James R. Johnson, Moderator: Using my privilege as moderator, I thought maybe I’d like to start with the first question, and we’ll see if the panel wants to follow up, and then we will move directly to audience participation. I think, if you are like me, as you’ve been listening, you may have been taking some notes, and there was a question you might have wanted to ask.
Both Joe and Lucy alluded to something that’s pretty important, I think, on the legislation. We have a legacy established by the ADA, but it sounds like there is unfinished business and some next steps. I wondered if some of the panel members might like to reflect a little bit on what those next steps might be. Joe, perhaps? You started some of that. Or Lucy?
Paul Hearne: Can I make a comment?
Joseph P. Shapiro: Please!
Hearne: Does Joe want to make a comment?
Shapiro: Go ahead, Paul.
Hearne: Well, I was only going to say that what we’re working on right now—and Justin and I are on the board of it, and we’re working hard to get it going—is what’s called the American Association of People with Disabilities, which is kind of like on the AARP model for people with disabilities.
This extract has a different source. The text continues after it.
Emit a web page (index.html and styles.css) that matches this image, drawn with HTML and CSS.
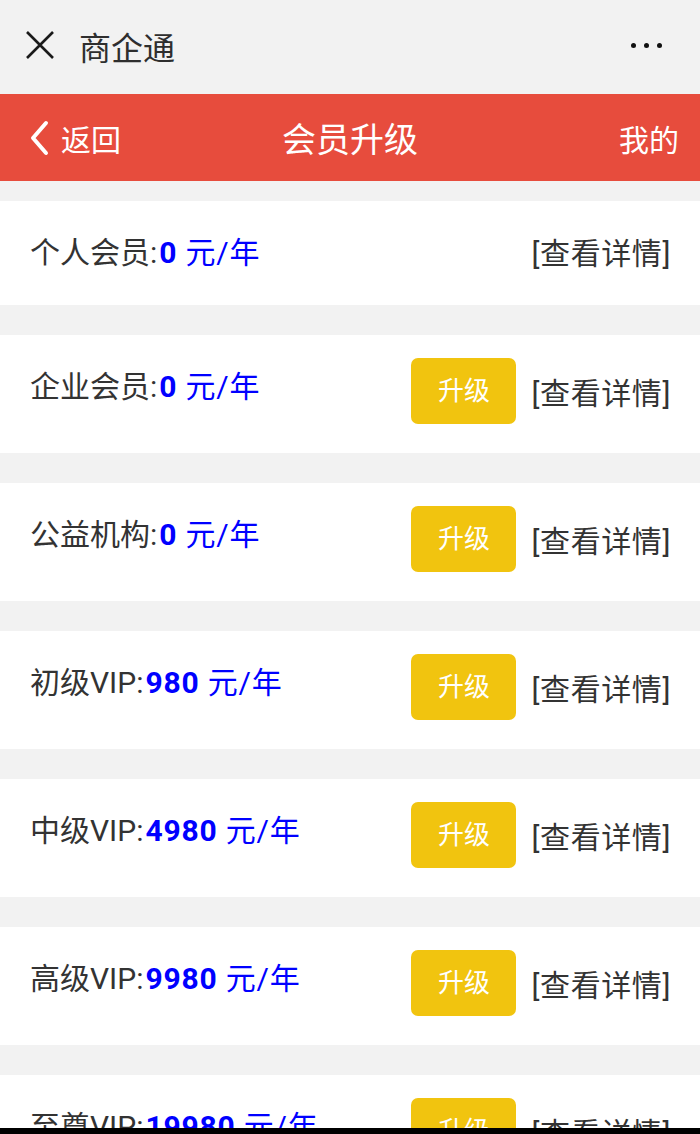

And there’s a stated purpose and then there’s a hidden purpose, as I guess everything in Washington has. And the stated purpose is to organize on an across-disability basis across the country people with disabilities to form a force, very similar to what Frank did—I’m sorry to say this, Frank—almost twenty years ago (I was there, too, so we’re both the same age) when he worked on the American—ACCD, or the Coalition of Citizens with Disabilities, the difference being this would be a membership organization which would hopefully organize people with disabilities across the country. The unstated purpose—and this is my, I guess, giving a little editorial on it—is that we create a market by doing that, and generically, whether AAPD works or not, in my view, the next step is consumerism and consumer power based on what people with disabilities as a market of well over 49 million, what they will be able to do. Insurance companies are afraid of us now, but find me an insurance company that will reject doing a long-term program on a group basis for a market of 49 million. Somehow I think they’ll be able to figure out a way to finance it. So I say that two—specifically, AAPD and, less specifically, joining together as a consumer market and a political power to make sure that ADA works on the local level.
Johnson: Any other thoughts on maybe appropriate next steps to further the ADA intent?